Kini, anggota B2W sudah lebih dari 3000 orang di seluruh Indonesia. Tetapi itu hanya yang terdata saja di sekretariatnya di daerah Mampang Prapatan, sedangkan yang tidak terdata mungkin bisa lebih dari jumlah yang terdata itu. Toto dan segenap keluarga B2W Indonesia boleh bergembira ria karena perjuangan mereka kini mulai menunjukkan hasil yang signifikan, paling tidak hal ini terbukti dari semakin banyaknya orang yang tertarik menggunakan sepeda. Bahkan berbagai kalangan pun sudah membicarakan kemungkinan untuk membuat jalur sepeda di jalan raya.
“Meskipun masih banyak pro dan kontra, paling tidak sudah ada perhatian kepada para pengguna sepeda,” seru Toto. Pria setengah baya yang masih sangat bugar ini percaya bahwa pengurangan penggunaan kendaraan bermotor akan berdampak besar pada berkurangnya polusi udara di bumi. “Kita ingin membuat lingkungan yang lebih sehat dan nyaman di tempat kita hidup ini. Bahkan untuk ke depannya kita menginginkan lebih dari sekadar bike to work, tapi juga bike to school atau bike to go.”
Mungkin kebanyakan dari kita berpikir jauh-jauh untuk mengendarai sepeda di jalan raya, terutama Jakarta, yang begitu padat dan ramai. “Naik mobil aja sering ketabrak, apalagi naik sepeda? Kalau ketabrak, langsung kena badan tuh…,” ujar salah seorang yang pesimis. Uti, salah seorang wanita pesepeda yang juga menjadi humas B2W Indonesia mengatakan bahwa segala kecemasan itu pasti ada. “Tapi jangan khawatir, karena dalam komunitas ini kita bisa berbagi segala macam kesulitan. Mulai dari bagaimana memilih sepeda yang baik, bagaimana tips dan trik menghadapi kendaraan bermotor yang begitu ganas di jalan raya, bagaimana merawat sepeda, termasuk mencari tempat parkir yang aman.”

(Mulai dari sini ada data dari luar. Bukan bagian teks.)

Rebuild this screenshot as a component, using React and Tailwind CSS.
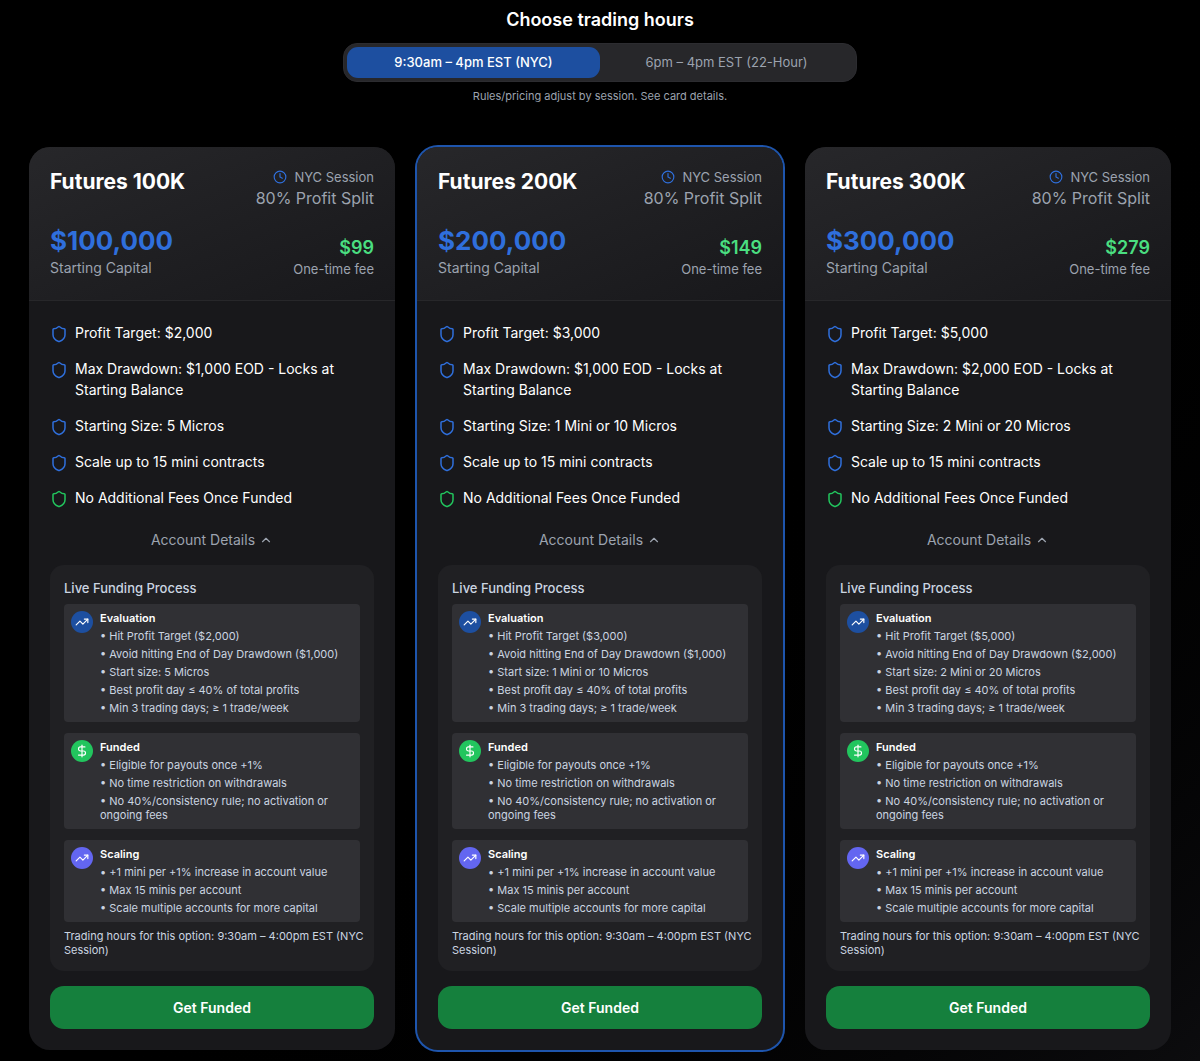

B2W mempunya banyak sekali kegiatan bersama. Secara rutin mereka berkumpul paling tidak seminggu sekali di titik-titik strategis, biasanya hari Jum’at pagi atau Jum’at sore sepulang kantor. Setelah berkumpul, mereka konvoy sepeda bersama mencari makan (kuliner) atau sekadar mengantarkan rombongan lain ke daerahnya. Selain itu, B2W juga mempunyai event-event besar seperti fun bike, konvoy akbar, pameran mountain bike, dan sebagainya.
Kampanye B2W terus berkelanjutan melalu website, milis, dan blog-blog anggotanya di internet. Bukan secara teori saja, karena mereka semua juga masuk dalam tataran praktik kendati hanya sekali dalam seminggu (bahkan ada yang sudah tiap hari bersepeda). Hal ini dibuktikan dengan mulai tertariknya jajaran pejabat dan juga sampai ke kantor kepresidenan. Pada Jum’at pagi, 24 November 2006, Andi Mallarangeng dan Menristek pun ikut-ikutan bersepeda dari rumah ke kantor, didampingi oleh ratusan anggota B2W.
“Naik sepeda ke tempat kerja harus dieskpos, sebab ide ini sangat bagus diterapkan di kota besar seperti Jakarta,” terang Andi dengan keringat yang masih bercucuran saat ditemui di Kantor Sekretariat Negara. “Apalagi polusi sekarang ini makin tinggi dan macet luar biasa,” imbuhnya yang mengayuh sepeda dari rumahnya di kawasan Cilangkap, Jakarta Timur, yang menempuh jarak 40 km untuk sampai ke kantornya. Awalnya ia memperkirakan akan menempuh perjalanan selama 2 jam, namun dengan kecepatan 29-30 km/jam, ia berhasil mempersingkat waktu selama 30 menit.
Jubir kepresidenan dan Menristek saja mampu, kendati mereka sudah terbiasa dengan mobil ber-AC, lalu bagaimana dengan kita?
“Pak SBY nggak percaya loh kalau saya bakal sampai (kantor),” kata Andi Mallarangeng sambil tertawa setelah ia tiba di kantornya.